On Customer Service Surveys
Companies want my email address these days. The worst part of this is that I’m paying them to take my email address. Well I’m actually paying them to perform some service or for some commercial good and in the process they find sneaky ways to ask for my email address.
I’m smart enough not to bother to fill out the online surveys at the bottom of receipts that offer a chance to win a gift card. The odds of winning are not worth setting my spam filter for each company.
But some stores hook me by offering decent deals with discount cards and rewards clubs. Like Best Buy and their 2% gift coupon reward system that gives me a five dollar coupon for every $250 I spend. I can tolerate the weekly ad emailed to me for the extra $10 to $20 a year I get from this. There is a small but solid benefit here for me to give them my email address. I also have a system that lets me track if they sell my email address or have a security breach that release my email address to the wild interwebs.
And then there are those big purchases that you want to maintain a relationship with the seller – like a car. I do really like my Nissan cube. I’m not very fond of my Nissan dealer at the moment. This morning I felt compelled to fill out a customer satisfaction survey for an oil change they did for me that I had nothing to do with.
When I bought my car from Sid Dillon, they asked for my email address to keep me up to date on recalls and service offers, etc. I certainly wanted to know when it turned out my airbags might not be installed correctly.
Being manly, I feel the need to mention that I do know how to change my own oil. I just prefer to pay someone else to do it. And I want them to have a service record in case I need warranty covered repairs.
I now regret taking my car to Sid Dillon for my last oil change even if they did fix that airbag installation while they had it. I received several requests to complete a customer satisfaction survey. Since my wife handled the appointment and the drop off, I don’t really have any information to offer them. I ignored the first couple requests. To be fair, the emails came from Nissan North America and not Sid Dillon directly.
But they kept coming. They have a between the lines jibe at me, mocking my sense of responsibility. It reads “You should have recently received an invitation to provide feedback on your recent experience. If you have already given your feedback, please ignore this reminder.” It’s never said that I’m slacking by not replying but it’s definitely there between the lines. I hate marketing professionals who understand how to manipulate people through unused language.
Today was the last straw. I went ahead and filled out the survey, hoping to find an option to say that I was not involved with the process. Instead I had to rate several aspects of their service and professionalism on a scale from 1-10 (might have been 0-10). I used the ‘1’ option as a “Does not apply to me” button and then proceeded to lambast their survey collection methods in any text box they offered. I was most polite but I let them know I was peeved. In fact at one time I even used the exact words “I am peeved.”

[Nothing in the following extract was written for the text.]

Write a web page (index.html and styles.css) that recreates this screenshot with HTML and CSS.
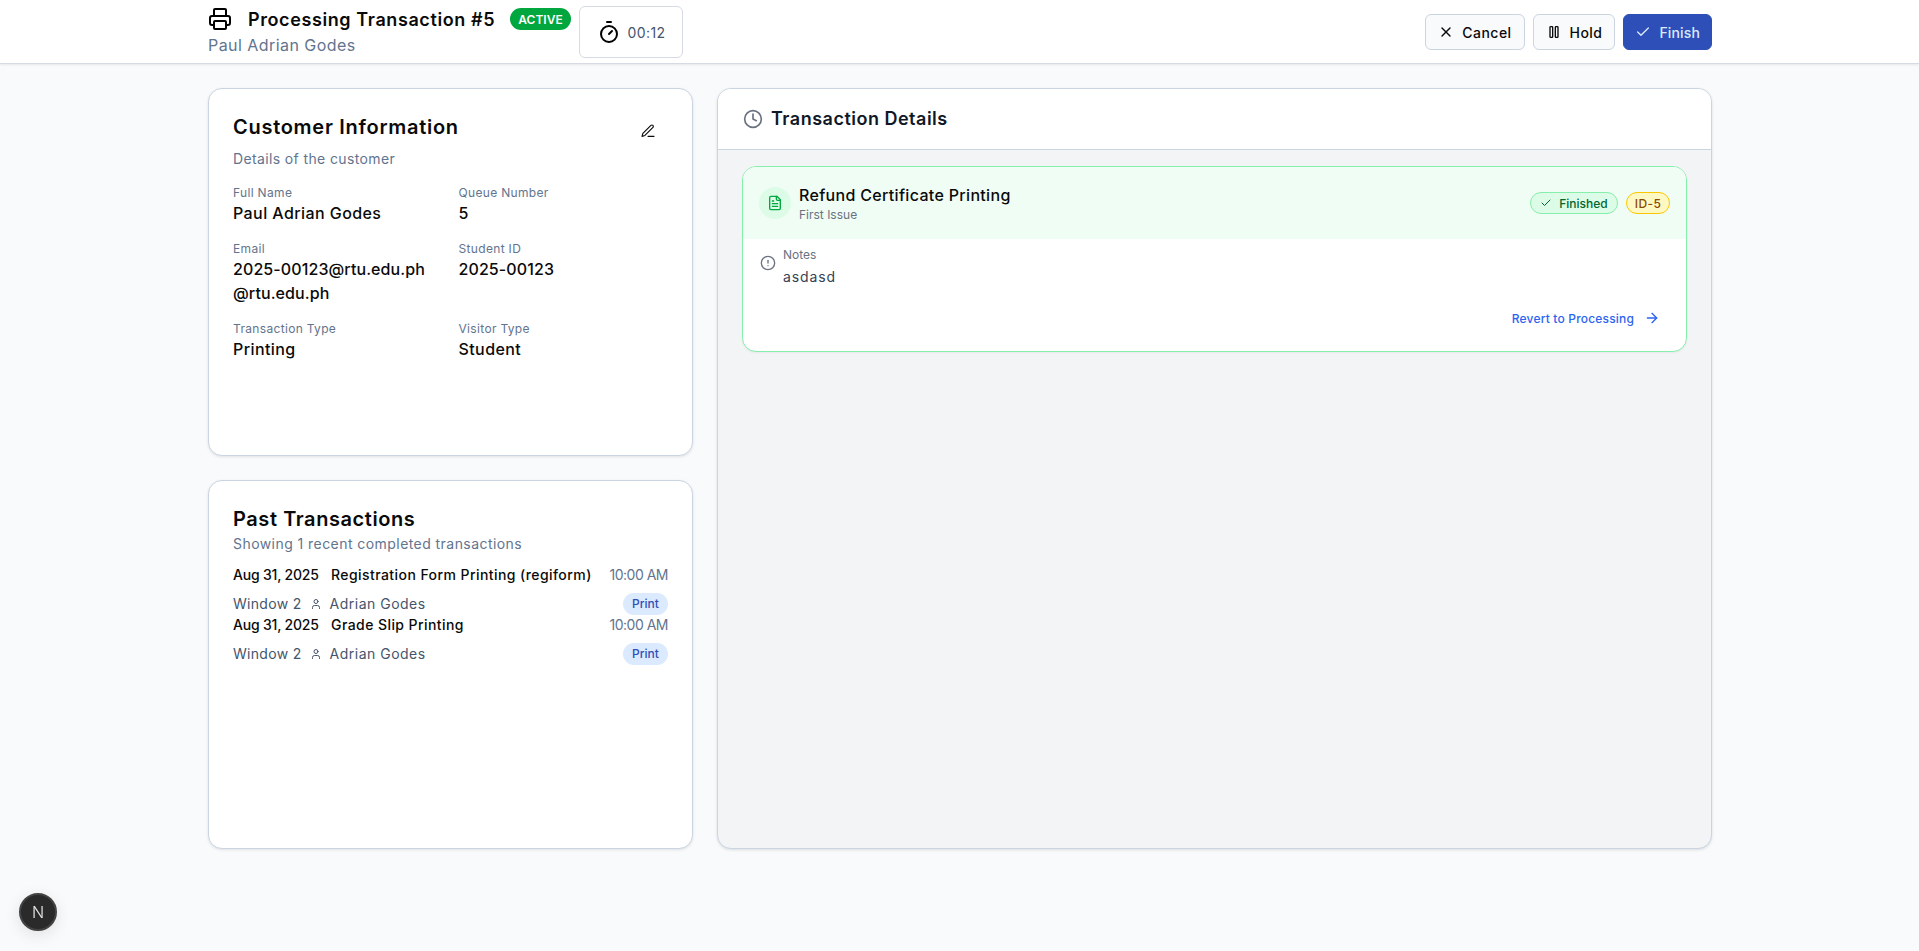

I’d think they’d have taken the hint, when I didn’t respond to their earlier email attempts, that I either didn’t want to respond or didn’t feel the need to respond. Statisticians understand that a lack of survey response is not a bad reaction. They know that happy customers don’t comment as often as those that are dissatisfied. They can work with a collection of nothing but negative responses and generate a statistically sound dataset saying how well they are doing in customer service. There is no need to hound me for answers I can’t give. Even if they didn’t know I was barely involved with the oil change experience, they should have respected my declining to respond to their first emailed requests.
Nissan referred to this opportunity to give feedback as an invitation. An invitation is traditionally responded to as a RSVP. The usual RSVP include an option to decline.
To my knowledge the oil change was performed satisfactorily and I’m happy with their decision to fix the recalled airbag problem while it was in for the oil change. Also, when I had my car in Sid Dillon’s body shop after some teenager ran a red light and hit my car, the cube was restored to pristine condition in a timely manner, though they didn’t fill the window washer reservoir, which they replaced.
Sid Dillon may not be at fault in this survey scandal. But Nissan’s corporate pushiness has made me more likely to find alternate places to have my regular services done for my cube.